Doce años después, Kioto entra en vigor
El futuro del planeta es hoy un poco menos preocupante que hace una semana. La ratificación por el Parlamento ruso del Protocolo de Kioto para la reducción de emisiones de gases de efecto invernadero asegura los apoyos mínimos necesarios para su entrada en vigor. Dicho protocolo, firmado en 1997 como resultado de un acuerdo alcanzado en la Cumbre de Río, en 1992, es una primera respuesta frente al cambio climático provocado por el aumento de los gases producidos por el uso de combustibles fósiles.
El protocolo afecta a los países desarrollados y prevé para el año 2012 una disminución global del 5,2% respecto de las emisiones registradas en 1990. Los porcentajes de reducción se aplican, según baremos, por países y regiones. La Unión Europea se compromete a rebajar sus emisiones en un 8%, mientras a Rusia le basta con no sobrepasar los niveles de 1990. Para que el protocolo entre en vigor, es decir, para que se pongan en marcha los mecanismos sancionadores y de control, así como para que se abra el mercado de emisiones, se estableció un mínimo de 55 países firmantes que sumaran en conjunto al menos un 55% de las emisiones correspondientes a los 39 países concernidos por el acuerdo. El límite de países ha sido ya sobrepasado con creces, pero el de las emisiones de los firmantes necesitaba imperiosamente la ratificación de Rusia, una vez que Estados Unidos se había negado a asumir el protocolo.
Sumar a Rusia no ha sido fácil. Es verdad que el nivel actual de emisiones en Rusia es muy inferior al de 1990, por lo que dispone de un amplio margen de derechos de emisión no consumidos que puede vender a los países que tengan dificultades para atenerse a sus compromisos nacionales. Pero una parte importante de los poderes políticos y económicos consideran que, de aquí a la fecha tope (2012), las emisiones volverán a incrementarse debido al crecimiento del PIB, muy ligado, con los mecanismos industriales convencionales, al aumento en el consumo de energía. Y se han opuesto a su ratificación argumentando que las limitaciones impuestas por el protocolo podrían dañar su horizonte de crecimiento económico en los próximos años. Finalmente, la presión de Europa y su apoyo a la entrada de Rusia en la Organización Mundial de Comercio, algo que las autoridades rusas consideran prioritario, ha inclinado la balanza y el partido de Putin ha impuesto su mayoría en la Duma.

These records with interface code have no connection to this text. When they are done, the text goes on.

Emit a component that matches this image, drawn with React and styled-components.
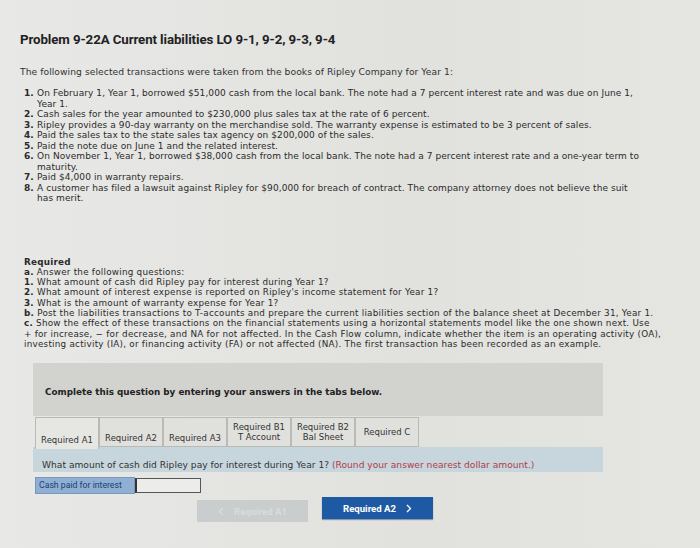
import styled, { createGlobalStyle } from 'styled-components';

const GlobalStyle = createGlobalStyle`
  body {
    margin: 0;
    background: #e4e4e1;
    font-family: "DejaVu Sans", Verdana, sans-serif;
    color: #2b2b2b;
  }
`;

const Page = styled.div`
  width: 700px;
  height: 548px;
  overflow: hidden;
  padding: 32px 0 0 20px;
  box-sizing: border-box;
  background: linear-gradient(90deg, #e8e8e6 0%, #e1e1de 60%, #e5e5e1 100%);
`;

const Title = styled.h1`
  margin: 0;
  font-family: Roboto, "Liberation Sans", sans-serif;
  font-size: 13.3px;
  font-weight: 700;
  color: #222;
  letter-spacing: -0.1px;
`;

const Intro = styled.p`
  margin: 19px 0 0;
  font-size: 9.2px;
  letter-spacing: 0.05px;
  color: #333;
`;

const List = styled.ol`
  list-style: none;
  margin: 11px 0 0;
  padding: 0 0 0 4px;
  font-size: 9px;
  line-height: 10.5px;
  letter-spacing: 0.08px;
`;

const Item = styled.li`
  white-space: nowrap;
  padding-left: 13px;
  text-indent: -13px;
`;

const Num = styled.b`
  font-weight: 700;
  display: inline-block;
  width: 13px;
  text-indent: 0;
`;

const Required = styled.div`
  margin: 53px 0 0 4px;
  font-size: 8.8px;
  line-height: 10.3px;
  letter-spacing: 0.24px;
  white-space: nowrap;
`;

const ReqHead = styled.div`
  font-weight: 700;
`;

const Panel = styled.div`
  margin: 14px 0 0 13px;
  width: 570px;
`;

const Notice = styled.div`
  background: #d2d2cf;
  height: 53px;
  padding: 24px 0 0 12px;
  box-sizing: border-box;
  font-weight: 700;
  font-size: 8.8px;
  color: #222;
`;

const Tabs = styled.div`
  display: flex;
  padding-left: 2px;
  margin-top: 1px;
`;

const Tab = styled.div`
  width: 64px;
  height: ${p => (p.$active ? '32px' : '30px')};
  margin-bottom: ${p => (p.$active ? '-2px' : '0')};
  box-sizing: border-box;
  border: 1px solid #b9b9b6;
  border-bottom: ${p => (p.$active ? 'none' : '1px solid #b9b9b6')};
  background: ${p => (p.$active ? '#e6e6e3' : '#e0e0dd')};
  display: flex;
  align-items: center;
  justify-content: center;
  text-align: center;
  padding-top: ${p => (p.$low ? '12px' : '0')};
  font-size: 8.5px;
  line-height: 10px;
  white-space: nowrap;
  color: #333;
  position: relative;
  z-index: ${p => (p.$active ? 1 : 0)};
`;

const QuestionBar = styled.div`
  background: #c7d6dd;
  height: 25px;
  padding: 13px 0 0 9px;
  box-sizing: border-box;
  font-size: 9.15px;
  color: #333;
  white-space: nowrap;
`;

const Hint = styled.span`
  color: #b23a48;
`;

const AnswerRow = styled.div`
  display: flex;
  margin: 5px 0 0 2px;
`;

const Label = styled.div`
  width: 100px;
  height: 17px;
  background: #8fb0d4;
  border: 1px solid #7a98ba;
  box-sizing: border-box;
  padding: 2px 0 0 3px;
  font-family: Roboto, "Liberation Sans", sans-serif;
  font-size: 8.7px;
  color: #1d3f73;
  white-space: nowrap;
`;

const Input = styled.div`
  width: 66px;
  height: 15px;
  background: #ececea;
  border: 1px solid #555;
  border-left: 2px solid #333;
  box-sizing: border-box;
  margin-top: 1px;
`;

const Buttons = styled.div`
  display: flex;
  align-items: flex-start;
  gap: 14px;
  margin: 3px 0 0 164px;
`;

const NavButton = styled.div`
  width: 111px;
  height: 22px;
  display: flex;
  align-items: center;
  justify-content: center;
  gap: 10px;
  font-family: Roboto, "Liberation Sans", sans-serif;
  font-size: 9.6px;
  font-weight: 700;
  margin-top: ${p => (p.$primary ? '0' : '3px')};
  background: ${p => (p.$primary ? '#1e5aa3' : '#c9cdce')};
  color: ${p => (p.$primary ? '#fff' : '#d8dcdd')};
  box-shadow: ${p => (p.$primary ? '0 1px 1px #8a99ad' : 'none')};
`;

const Chevron = ({ dir }) => (
  <svg width="6" height="9" viewBox="0 0 6 9">
    <path
      d={dir === 'left' ? 'M5 1 L1.5 4.5 L5 8' : 'M1 1 L4.5 4.5 L1 8'}
      fill="none"
      stroke="currentColor"
      strokeWidth="1.3"
    />
  </svg>
);

const items = [
  ['1.', 'On February 1, Year 1, borrowed $51,000 cash from the local bank. The note had a 7 percent interest rate and was due on June 1,', 'Year 1.'],
  ['2.', 'Cash sales for the year amounted to $230,000 plus sales tax at the rate of 6 percent.'],
  ['3.', 'Ripley provides a 90-day warranty on the merchandise sold. The warranty expense is estimated to be 3 percent of sales.'],
  ['4.', 'Paid the sales tax to the state sales tax agency on $200,000 of the sales.'],
  ['5.', 'Paid the note due on June 1 and the related interest.'],
  ['6.', 'On November 1, Year 1, borrowed $38,000 cash from the local bank. The note had a 7 percent interest rate and a one-year term to', 'maturity.'],
  ['7.', 'Paid $4,000 in warranty repairs.'],
  ['8.', 'A customer has filed a lawsuit against Ripley for $90,000 for breach of contract. The company attorney does not believe the suit', 'has merit.'],
];

const tabs = [
  { label: ['Required A1'], active: true, low: true },
  { label: ['Required A2'], low: true },
  { label: ['Required A3'], low: true },
  { label: ['Required B1', 'T Account'] },
  { label: ['Required B2', 'Bal Sheet'] },
  { label: ['Required C'] },
];

export default function App() {
  return (
    <>
      <GlobalStyle />
      <Page>
        <Title>Problem 9-22A Current liabilities LO 9-1, 9-2, 9-3, 9-4</Title>
        <Intro>The following selected transactions were taken from the books of Ripley Company for Year 1:</Intro>
        <List>
          {items.map(([n, text, cont]) => (
            <Item key={n}>
              <Num>{n}</Num>
              {text}
              {cont && (
                <>
                  <br />
                  {cont}
                </>
              )}
            </Item>
          ))}
        </List>
        <Required>
          <ReqHead>Required</ReqHead>
          <div><b>a.</b> Answer the following questions:</div>
          <div><b>1.</b> What amount of cash did Ripley pay for interest during Year 1?</div>
          <div><b>2.</b> What amount of interest expense is reported on Ripley's income statement for Year 1?</div>
          <div><b>3.</b> What is the amount of warranty expense for Year 1?</div>
          <div><b>b.</b> Post the liabilities transactions to T-accounts and prepare the current liabilities section of the balance sheet at December 31, Year 1.</div>
          <div><b>c.</b> Show the effect of these transactions on the financial statements using a horizontal statements model like the one shown next. Use</div>
          <div>+ for increase, − for decrease, and NA for not affected. In the Cash Flow column, indicate whether the item is an operating activity (OA),</div>
          <div>investing activity (IA), or financing activity (FA) or not affected (NA). The first transaction has been recorded as an example.</div>
        </Required>
        <Panel>
          <Notice>Complete this question by entering your answers in the tabs below.</Notice>
          <Tabs>
            {tabs.map((t, i) => (
              <Tab key={i} $active={t.active} $low={t.low}>
                <div>
                  {t.label.map((l, j) => (
                    <div key={j}>{l}</div>
                  ))}
                </div>
              </Tab>
            ))}
          </Tabs>
          <QuestionBar>
            What amount of cash did Ripley pay for interest during Year 1? <Hint>(Round your answer nearest dollar amount.)</Hint>
          </QuestionBar>
          <AnswerRow>
            <Label>Cash paid for interest</Label>
            <Input />
          </AnswerRow>
          <Buttons>
            <NavButton>
              <Chevron dir="left" />
              Required A1
            </NavButton>
            <NavButton $primary>
              Required A2
              <Chevron dir="right" />
            </NavButton>
          </Buttons>
        </Panel>
      </Page>
    </>
  );
}
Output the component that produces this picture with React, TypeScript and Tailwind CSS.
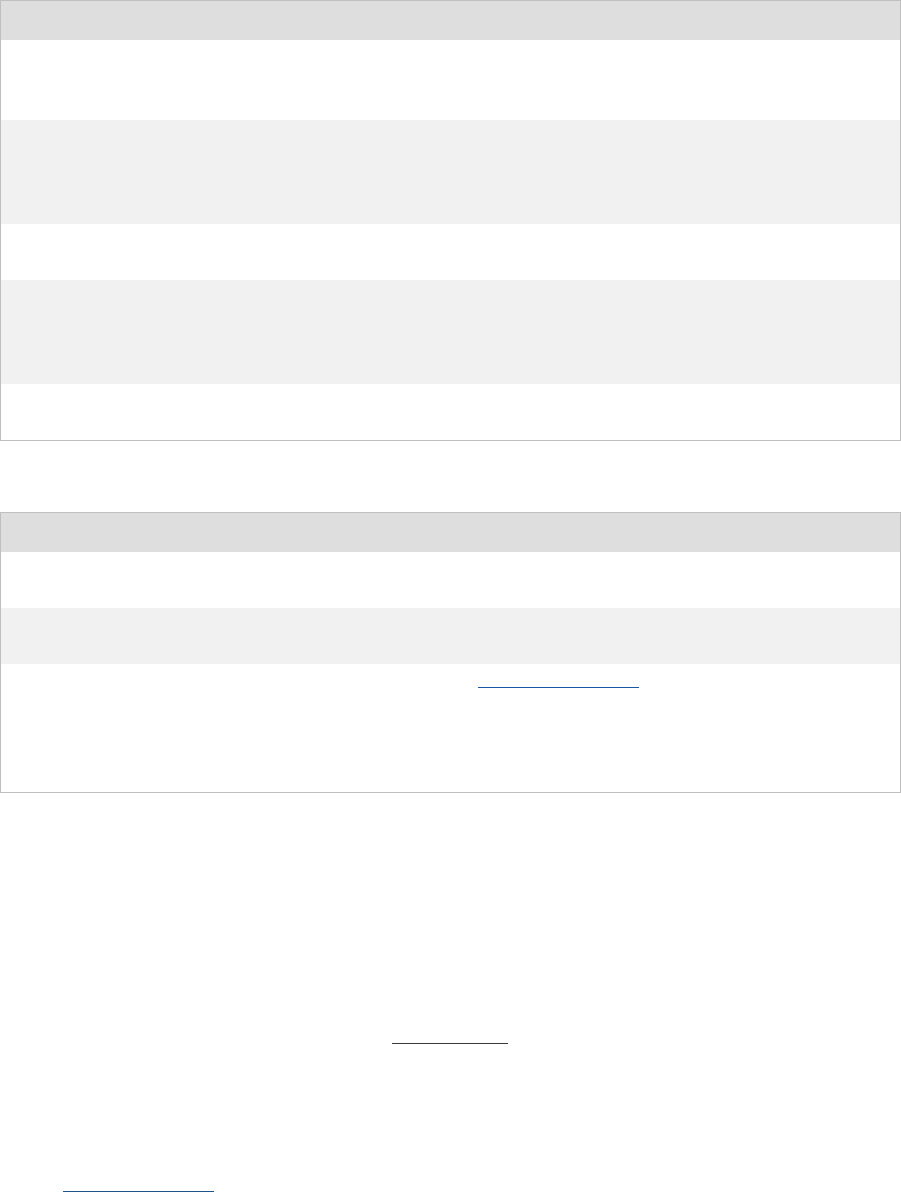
import React from "react";

export default function App() {
  return (
    <div className="w-[901px] min-h-[1192px] bg-white" style={{ fontFamily: '"Liberation Sans", Arial, sans-serif' }}>
      <div className="border border-[#bfbfbf]">
        <div className="h-[39px] bg-[#dedede]" />
        <div className="h-[80px] bg-white" />
        <div className="h-[104px] bg-[#f1f1f1]" />
        <div className="h-[56px] bg-white" />
        <div className="h-[104px] bg-[#f1f1f1]" />
        <div className="h-[56px] bg-white" />
      </div>

      <div className="mt-[71px] border border-[#bfbfbf]">
        <div className="h-[39px] bg-[#dedede]" />
        <div className="h-[56px] bg-white" />
        <div className="h-[56px] bg-[#f1f1f1]" />
        <div className="h-[128px] bg-white pt-[23px]">
          <div className="ml-[477px] h-px w-[161px] bg-[#1458a3]" />
        </div>
      </div>

      <div className="mt-[250px] ml-[392px] h-px w-[116px] bg-[#3a3a3a]" />
      <div className="mt-[147px] ml-[63px] h-px w-[151px] bg-[#1f5389]" />
    </div>
  );
}
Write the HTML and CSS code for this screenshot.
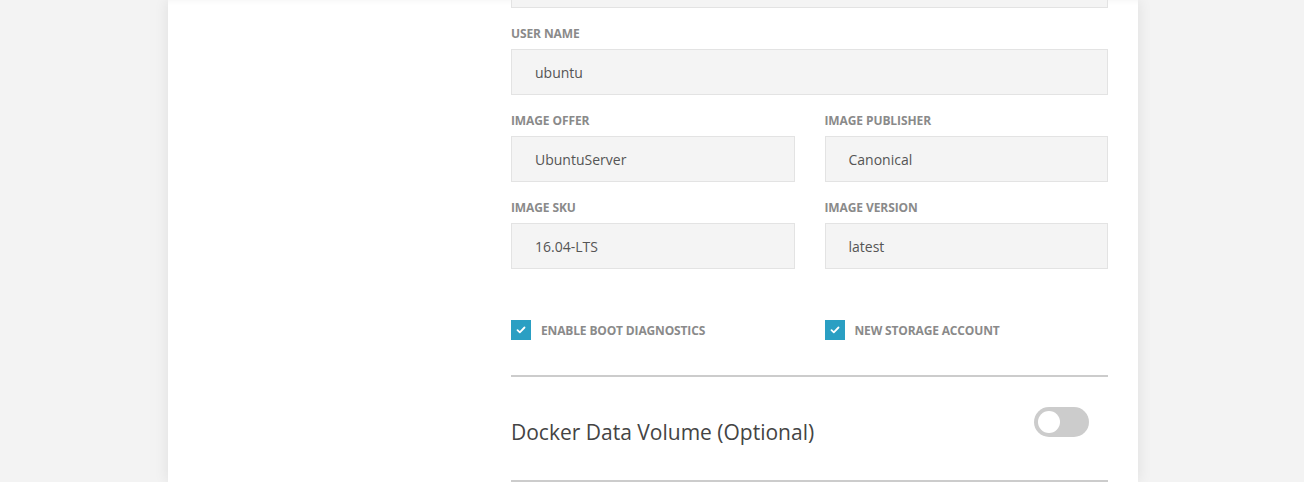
FILE: index.html
```html
<!DOCTYPE html>
<html>
<head>
<meta charset="utf-8">
<link rel="stylesheet" href="styles.css">
</head>
<body>
<div class="page">
  <div class="card">
    <div class="form">
      <div class="input input-cut"></div>

      <div class="field">
        <div class="label">USER NAME</div>
        <div class="input">ubuntu</div>
      </div>

      <div class="row">
        <div class="field">
          <div class="label">IMAGE OFFER</div>
          <div class="input">UbuntuServer</div>
        </div>
        <div class="field">
          <div class="label">IMAGE PUBLISHER</div>
          <div class="input">Canonical</div>
        </div>
      </div>

      <div class="row">
        <div class="field">
          <div class="label">IMAGE SKU</div>
          <div class="input">16.04-LTS</div>
        </div>
        <div class="field">
          <div class="label">IMAGE VERSION</div>
          <div class="input">latest</div>
        </div>
      </div>

      <div class="row checks">
        <label class="check">
          <span class="box"><svg width="10" height="8" viewBox="0 0 10 8"><path d="M1.5 4.2 L3.8 6.3 L8.5 1.5" fill="none" stroke="#fff" stroke-width="1.8" stroke-linecap="round" stroke-linejoin="round"/></svg></span>
          <span class="check-text">ENABLE BOOT DIAGNOSTICS</span>
        </label>
        <label class="check">
          <span class="box"><svg width="10" height="8" viewBox="0 0 10 8"><path d="M1.5 4.2 L3.8 6.3 L8.5 1.5" fill="none" stroke="#fff" stroke-width="1.8" stroke-linecap="round" stroke-linejoin="round"/></svg></span>
          <span class="check-text">NEW STORAGE ACCOUNT</span>
        </label>
      </div>

      <div class="section">
        <h2 class="section-title">Docker Data Volume (Optional)</h2>
        <span class="toggle"><span class="knob"></span></span>
      </div>
    </div>
  </div>
</div>
</body>
</html>
```

FILE: styles.css
```css
* { box-sizing: border-box; }
html, body { margin: 0; padding: 0; }
body {
  background: #f3f3f3;
  font-family: "Open Sans", "Noto Sans", sans-serif;
  height: 482px;
  overflow: hidden;
}
.page {
  padding-left: 168px;
  height: 482px;
}
.card {
  width: 970px;
  height: 482px;
  background: #fff;
  box-shadow: 0 0 14px rgba(0,0,0,0.09), inset 0 6px 6px -6px rgba(0,0,0,0.06);
  padding: 0 30px 0 343px;
  overflow: hidden;
}
.form {
  display: flex;
  flex-direction: column;
}
.input {
  height: 46px;
  background: #f4f4f4;
  border: 1px solid #e3e3e3;
  padding-left: 23px;
  display: flex;
  align-items: center;
  font-size: 14px;
  color: #555;
}
.input-cut {
  height: 8px;
  border-top: none;
}
.field {
  display: flex;
  flex-direction: column;
  flex: 1;
}
.label {
  margin-top: 17px;
  margin-bottom: 7px;
  font-size: 12px;
  line-height: 17px;
  font-weight: 700;
  color: #8a8a8a;
  letter-spacing: -0.1px;
}
.row {
  display: flex;
  gap: 30px;
}
.checks {
  margin-top: 51px;
  padding-bottom: 35px;
  border-bottom: 2px solid #cccccc;
}
.check {
  flex: 1;
  display: flex;
  align-items: center;
  gap: 10px;
}
.box {
  width: 20px;
  height: 20px;
  background: #2a9fc3;
  display: flex;
  align-items: center;
  justify-content: center;
}
.check-text {
  font-size: 12px;
  font-weight: 700;
  color: #8a8a8a;
  letter-spacing: -0.15px;
}
.section {
  display: flex;
  justify-content: space-between;
  align-items: flex-start;
  height: 105px;
  border-bottom: 2px solid #cccccc;
}
.section-title {
  margin: 40px 0 0;
  font-size: 21px;
  font-weight: 400;
  color: #444;
  line-height: 30px;
}
.toggle {
  margin-top: 30px;
  margin-right: 19px;
  width: 55px;
  height: 30px;
  border-radius: 15px;
  background: #cccccc;
  display: flex;
  align-items: center;
  padding-left: 4px;
}
.knob {
  width: 22px;
  height: 22px;
  border-radius: 50%;
  background: #fff;
}
```
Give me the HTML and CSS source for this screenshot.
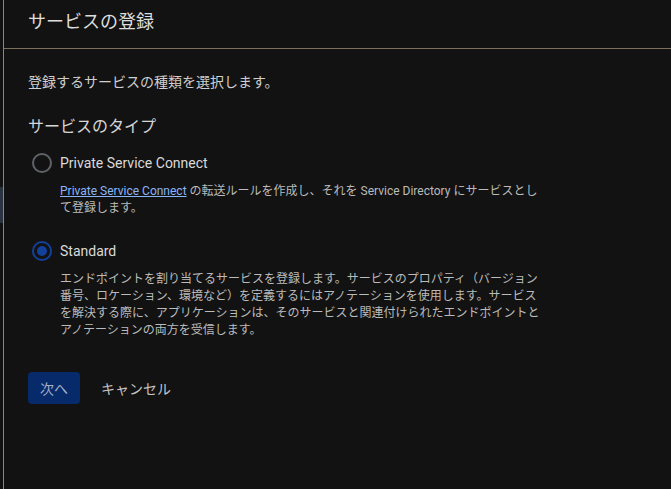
FILE: index.html
```html
<!DOCTYPE html>
<html lang="ja">
<head>
<meta charset="utf-8">
<title>サービスの登録</title>
<link rel="stylesheet" href="styles.css">
</head>
<body>
<div class="layout">
  <div class="rail"><div class="rail-mark"></div></div>
  <div class="panel">
    <header class="panel-header">
      <h1 class="title">サービスの登録</h1>
    </header>
    <main class="content">
      <p class="intro">登録するサービスの種類を選択します。</p>
      <h2 class="section-title">サービスのタイプ</h2>
      <div class="options">
        <div class="option">
          <label class="radio-row">
            <span class="radio"></span>
            <span class="radio-label">Private Service Connect</span>
          </label>
          <p class="desc"><a class="link" href="#">Private Service Connect</a> の転送ルールを作成し、それを Service Directory にサービスとして登録します。</p>
        </div>
        <div class="option">
          <label class="radio-row">
            <span class="radio checked"></span>
            <span class="radio-label">Standard</span>
          </label>
          <p class="desc">エンドポイントを割り当てるサービスを登録します。サービスのプロパティ（バージョン番号、ロケーション、環境など）を定義するにはアノテーションを使用します。サービスを解決する際に、アプリケーションは、そのサービスと関連付けられたエンドポイントとアノテーションの両方を受信します。</p>
        </div>
      </div>
      <div class="actions">
        <button class="btn btn-primary">次へ</button>
        <button class="btn btn-text">キャンセル</button>
      </div>
    </main>
  </div>
</div>
</body>
</html>
```
FILE: styles.css
```css
* { box-sizing: border-box; }
html, body { margin: 0; padding: 0; }
body {
  background: #121212;
  color: #e3e3e3;
  font-family: "Roboto", "Noto Sans CJK JP", sans-serif;
  width: 671px;
  height: 489px;
  overflow: hidden;
}
.layout {
  display: flex;
  height: 489px;
}
.rail {
  width: 3px;
  flex: none;
}
.rail-mark {
  margin-top: 187px;
  height: 36px;
  background: #2a3341;
}
.panel {
  flex: 1;
  border-left: 1px solid #8f8677;
  display: flex;
  flex-direction: column;
}
.panel-header {
  height: 49px;
  border-bottom: 1px solid #7d705f;
  padding: 9px 24px 0;
}
.title {
  margin: 0;
  font-size: 18px;
  line-height: 26px;
  font-weight: 400;
  color: #dedede;
}
.content {
  padding: 0 24px;
}
.intro {
  margin: 23px 0 0;
  font-size: 14px;
  line-height: 20px;
  color: #cfcfcf;
}
.section-title {
  margin: 23px 0 0;
  font-size: 16px;
  line-height: 24px;
  font-weight: 400;
  color: #d6d6d6;
}
.options {
  margin-top: 12px;
  display: flex;
  flex-direction: column;
  gap: 22px;
}
.radio-row {
  display: flex;
  align-items: center;
  gap: 8px;
  height: 24px;
  padding-left: 4px;
}
.radio {
  width: 20px;
  height: 20px;
  border-radius: 50%;
  border: 2px solid #5f6368;
  display: flex;
  align-items: center;
  justify-content: center;
}
.radio.checked {
  border-color: #12409a;
}
.radio.checked::after {
  content: "";
  width: 10px;
  height: 10px;
  border-radius: 50%;
  background: #12409a;
}
.radio-label {
  font-size: 14px;
  line-height: 20px;
  color: #dadada;
}
.desc {
  margin: 8px 0 0;
  padding-left: 32px;
  width: 513px;
  font-size: 12px;
  line-height: 17px;
  color: #bbbbbb;
}
.link {
  color: #8ab4f8;
  text-decoration: underline;
  text-underline-offset: 1px;
}
.actions {
  margin-top: 33px;
  display: flex;
  gap: 8px;
}
.btn {
  height: 32px;
  border: none;
  border-radius: 4px;
  font-family: inherit;
  font-size: 14px;
  padding: 0 12px;
  background: transparent;
  cursor: pointer;
}
.btn-primary {
  background: #062a6a;
  color: #a4b0c8;
}
.btn-text {
  color: #c4c4c4;
  padding: 0 13px;
}
```
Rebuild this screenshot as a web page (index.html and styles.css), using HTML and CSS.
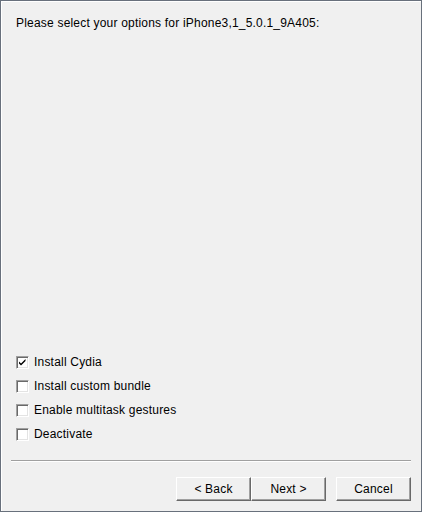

El Protocolo de Kioto es un primer paso, todavía tímido, en la regulación global de la contaminación atmosférica. Sus objetivos, si se alcanzan, no harán más que ralentizar el ritmo de dicha contaminación, pero para revertirla habrá que ir más allá. Además, el irresponsable rechazo a su ratificación por parte de Estados Unidos, que es el primer emisor de gases de efecto invernadero, limita todavía más el alcance de sus objetivos. Por otra parte, los países en vías de desarrollo no están afectados por el protocolo, puesto que su nivel de emisiones per capita es mucho menor que el de los países más ricos y no han contribuido a crear el problema al que hoy nos enfrentamos. Ésta es una nueva limitación, porque algunos de estos países, como China e India, son muy poblados y están en plena expansión industrial, con lo que sus emisiones están aumentando considerablemente. Parece indudable que sucesivos desarrollos de los acuerdos de Kioto deben involucrar a este grupo de países y, desde luego, incorporar a Estados Unidos a su disciplina.
Pese a todo, la importancia simbólica del protocolo no se puede desdeñar. Se trata de un intento de regulación global en un ámbito, el de las emisiones de gases procedentes del uso de combustibles sólidos, que afecta a todos los aspectos de la actividad social: la economía, la energía, el transporte, la edificación, el consumo doméstico y otros, por lo que su cumplimiento implicará cambios profundos en los hábitos de vida. De ahí que la ratificación de Rusia y su definitiva entrada en vigor suponga un hito, que no se debe minusvalorar, en la prevención de riesgos medioambientales globales, algo que será cada vez más frecuente, y más necesario, en la gestión integrada de los recursos del planeta.